OK, so verisimilitude is hardly a high priority for a film whose star is a car that can think, communicate, and act on its own.
What we have is an imaginary geography that pretty much respects the map from Mexico to Panama, but that consists in an extraordinary contraction once south of the canal. In South America itself, the South Pacific, Amazonia, and the Caribbean are all essentially contiguous territories. Remains of Inca civilization can be found right next to banana plantations, the nation state and the inconvenient obstacles of border posts disappear, as also do "customs" in the sense of localizing cultural traits.

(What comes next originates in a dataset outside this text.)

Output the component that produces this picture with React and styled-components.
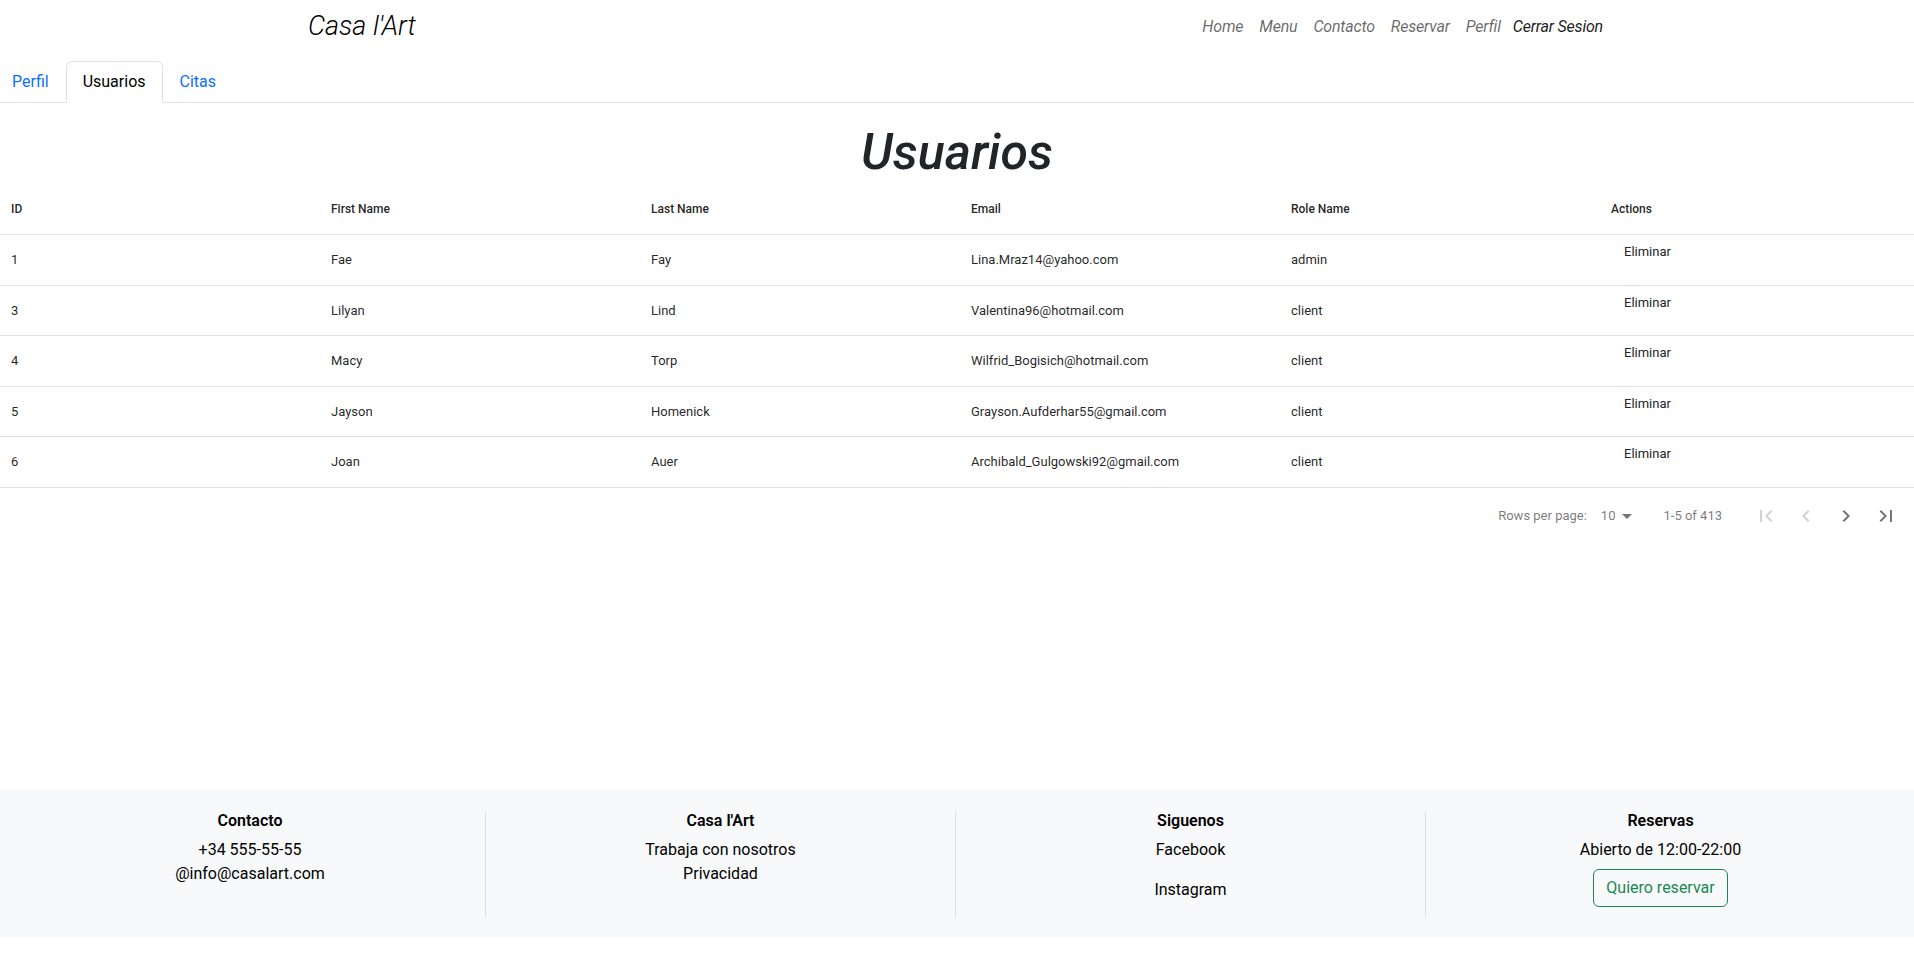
import React from "react";
import styled, { createGlobalStyle } from "styled-components";

const GlobalStyle = createGlobalStyle`
  * { box-sizing: border-box; }
  html, body { margin: 0; padding: 0; background: #fff; }
  body {
    font-family: Roboto, "Segoe UI", "Noto Sans", sans-serif;
    color: #212529;
    -webkit-font-smoothing: antialiased;
  }
`;

const Page = styled.div`
  min-height: 100vh;
  display: flex;
  flex-direction: column;
  padding-bottom: 17px;
`;

const Main = styled.main`
  flex: 1;
`;

const Navbar = styled.nav`
  height: 53px;
  display: flex;
  align-items: center;
  justify-content: space-between;
  width: 1320px;
  margin: 0 auto;
  padding: 0 10px 0 11px;
`;

const Brand = styled.a`
  font-size: 27px;
  font-weight: 300;
  font-style: italic;
  color: #000;
  text-decoration: none;
  line-height: 1.5;
`;

const NavList = styled.div`
  display: flex;
  align-items: center;
`;

const NavLink = styled.a`
  font-size: 16px;
  font-style: italic;
  font-weight: 400;
  line-height: 24px;
  padding: 0 ${(p) => (p.$tight ? "4px" : "8px")} 0 8px;
  color: ${(p) => (p.$strong ? "rgba(0,0,0,0.9)" : "rgba(0,0,0,0.6)")};
  text-decoration: none;
  letter-spacing: -0.2px;
`;

const Tabs = styled.ul`
  list-style: none;
  margin: 8px 0 0 -5px;
  padding: 0;
  display: flex;
  border-bottom: 1px solid #dee2e6;
`;

const Tab = styled.li`
  margin-bottom: -1px;
`;

const TabLink = styled.a`
  display: block;
  padding: 8px 16px;
  font-size: 16px;
  line-height: 24px;
  border: 1px solid transparent;
  border-radius: 6px 6px 0 0;
  text-decoration: none;
  color: ${(p) => (p.$active ? "#000" : "#0d6efd")};
  background: ${(p) => (p.$active ? "#fff" : "transparent")};
  border-color: ${(p) => (p.$active ? "#dee2e6 #dee2e6 #fff" : "transparent")};
`;

const Title = styled.h1`
  margin: 19px 0 0;
  text-align: center;
  font-size: 50px;
  line-height: 60px;
  font-weight: 500;
  font-style: italic;
  color: #212529;
`;

const TableWrap = styled.div`
  width: 100%;
  overflow: hidden;
  margin-top: 1px;
`;

const Row = styled.div`
  display: grid;
  grid-template-columns: repeat(6, 320px);
  height: ${(p) => (p.$head ? "52px" : "50.5px")};
  border-bottom: 1px solid rgba(0, 0, 0, 0.12);
  color: rgba(0, 0, 0, 0.87);
`;

const Cell = styled.div`
  display: flex;
  align-items: ${(p) => (p.$top ? "flex-start" : "center")};
  padding-left: 11px;
  font-size: ${(p) => (p.$head ? "12px" : "13px")};
  font-weight: ${(p) => (p.$head ? 500 : 400)};
  white-space: nowrap;
`;

const DeleteButton = styled.button`
  font-family: inherit;
  font-size: 13px;
  line-height: 19.5px;
  padding: 6px 12px;
  border: 1px solid transparent;
  border-radius: 6px;
  background: transparent;
  color: #212529;
  cursor: pointer;
`;

const Pagination = styled.div`
  height: 56px;
  display: flex;
  align-items: center;
  justify-content: flex-end;
  padding-right: 8px;
  font-size: 13px;
  color: rgba(0, 0, 0, 0.54);
`;

const PerPageLabel = styled.span`
  margin-right: 8px;
`;

const PerPageSelect = styled.span`
  display: flex;
  align-items: center;
  padding-left: 6px;
  color: rgba(0, 0, 0, 0.54);
  svg { fill: rgba(0, 0, 0, 0.54); }
`;

const RangeText = styled.span`
  margin: 0 24px;
`;

const PageButton = styled.button`
  width: 40px;
  height: 40px;
  padding: 8px;
  border: none;
  background: transparent;
  border-radius: 50%;
  display: flex;
  align-items: center;
  justify-content: center;
  svg { fill: ${(p) => (p.disabled ? "rgba(0,0,0,0.18)" : "rgba(0,0,0,0.54)")}; }
`;

const Footer = styled.footer`
  background: #f8f9fa;
  padding: 21px 19px 19px 15px;
  display: grid;
  grid-template-columns: repeat(4, 1fr);
`;

const FooterCol = styled.div`
  min-height: 107px;
  display: flex;
  flex-direction: column;
  align-items: center;
  border-left: ${(p) => (p.$first ? "none" : "1px solid #dee2e6")};
  color: #000;
`;

const FooterHeading = styled.h5`
  margin: 0 0 8px;
  font-size: 16px;
  line-height: 19px;
  font-weight: 600;
`;

const FooterLine = styled.a`
  font-size: 16px;
  line-height: 24px;
  color: #000;
  text-decoration: none;
  margin-bottom: ${(p) => (p.$gap ? "16px" : "0")};
`;

const ReserveButton = styled.button`
  margin-top: 7px;
  font-family: inherit;
  font-size: 16px;
  line-height: 24px;
  padding: 6px 12px;
  border: 1px solid #198754;
  border-radius: 6px;
  background: transparent;
  color: #198754;
`;

const Icon = ({ d, size = 24 }) => (
  <svg width={size} height={size} viewBox="0 0 24 24" aria-hidden="true">
    <path d={d} />
  </svg>
);

const users = [
  { id: 1, first: "Fae", last: "Fay", email: "Lina.Mraz14@yahoo.com", role: "admin" },
  { id: 3, first: "Lilyan", last: "Lind", email: "Valentina96@hotmail.com", role: "client" },
  { id: 4, first: "Macy", last: "Torp", email: "Wilfrid_Bogisich@hotmail.com", role: "client" },
  { id: 5, first: "Jayson", last: "Homenick", email: "Grayson.Aufderhar55@gmail.com", role: "client" },
  { id: 6, first: "Joan", last: "Auer", email: "Archibald_Gulgowski92@gmail.com", role: "client" },
];

const headers = ["ID", "First Name", "Last Name", "Email", "Role Name", "Actions"];

export default function App() {
  return (
    <Page>
      <GlobalStyle />
      <Main>
        <Navbar>
          <Brand href="#">Casa l'Art</Brand>
          <NavList>
            <NavLink href="#">Home</NavLink>
            <NavLink href="#">Menu</NavLink>
            <NavLink href="#">Contacto</NavLink>
            <NavLink href="#">Reservar</NavLink>
            <NavLink href="#" $tight>Perfil</NavLink>
            <NavLink href="#" $strong $tight>Cerrar Sesion</NavLink>
          </NavList>
        </Navbar>

        <Tabs>
          <Tab><TabLink href="#">Perfil</TabLink></Tab>
          <Tab><TabLink href="#" $active>Usuarios</TabLink></Tab>
          <Tab><TabLink href="#">Citas</TabLink></Tab>
        </Tabs>

        <Title>Usuarios</Title>

        <TableWrap>
          <Row $head>
            {headers.map((h) => (
              <Cell key={h} $head>{h}</Cell>
            ))}
          </Row>
          {users.map((u) => (
            <Row key={u.id}>
              <Cell>{u.id}</Cell>
              <Cell>{u.first}</Cell>
              <Cell>{u.last}</Cell>
              <Cell>{u.email}</Cell>
              <Cell>{u.role}</Cell>
              <Cell $top>
                <DeleteButton>Eliminar</DeleteButton>
              </Cell>
            </Row>
          ))}
        </TableWrap>

        <Pagination>
          <PerPageLabel>Rows per page:</PerPageLabel>
          <PerPageSelect>
            10
            <Icon d="M7 10l5 5 5-5z" />
          </PerPageSelect>
          <RangeText>1-5 of 413</RangeText>
          <PageButton disabled aria-label="First Page">
            <Icon d="M18.41 16.59L13.82 12l4.59-4.59L17 6l-6 6 6 6zM6 6h2v12H6z" />
          </PageButton>
          <PageButton disabled aria-label="Previous Page">
            <Icon d="M15.41 7.41L14 6l-6 6 6 6 1.41-1.41L10.83 12z" />
          </PageButton>
          <PageButton aria-label="Next Page">
            <Icon d="M10 6L8.59 7.41 13.17 12l-4.58 4.59L10 18l6-6z" />
          </PageButton>
          <PageButton aria-label="Last Page">
            <Icon d="M5.59 7.41L10.18 12l-4.59 4.59L7 18l6-6-6-6zM16 6h2v12h-2z" />
          </PageButton>
        </Pagination>
      </Main>

      <Footer>
        <FooterCol $first>
          <FooterHeading>Contacto</FooterHeading>
          <FooterLine>+34 555-55-55</FooterLine>
          <FooterLine>@info@casalart.com</FooterLine>
        </FooterCol>
        <FooterCol>
          <FooterHeading>Casa l'Art</FooterHeading>
          <FooterLine href="#">Trabaja con nosotros</FooterLine>
          <FooterLine href="#">Privacidad</FooterLine>
        </FooterCol>
        <FooterCol>
          <FooterHeading>Siguenos</FooterHeading>
          <FooterLine href="#" $gap>Facebook</FooterLine>
          <FooterLine href="#">Instagram</FooterLine>
        </FooterCol>
        <FooterCol>
          <FooterHeading>Reservas</FooterHeading>
          <FooterLine>Abierto de 12:00-22:00</FooterLine>
          <ReserveButton>Quiero reservar</ReserveButton>
        </FooterCol>
      </Footer>
    </Page>
  );
}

"Why are we going in circles?" asks one of the criminal gang as they try vainly to escape in a light plane. Because, well because this is a topography of affective intensity (colour and childlike expressivity) rather than geometric extension. Unlike most road movies, whose aim is to chart a territory, to mark out its boundaries and investigate the spatial coordination of its customs and cultures, Herbie Goes Bananas describes endless circles to give a dizzying sensation of "south of the border disorder."
But there's no necessary value to be attached to affective intensity. And frankly, in this instance the car should have been left at the bottom of the ocean.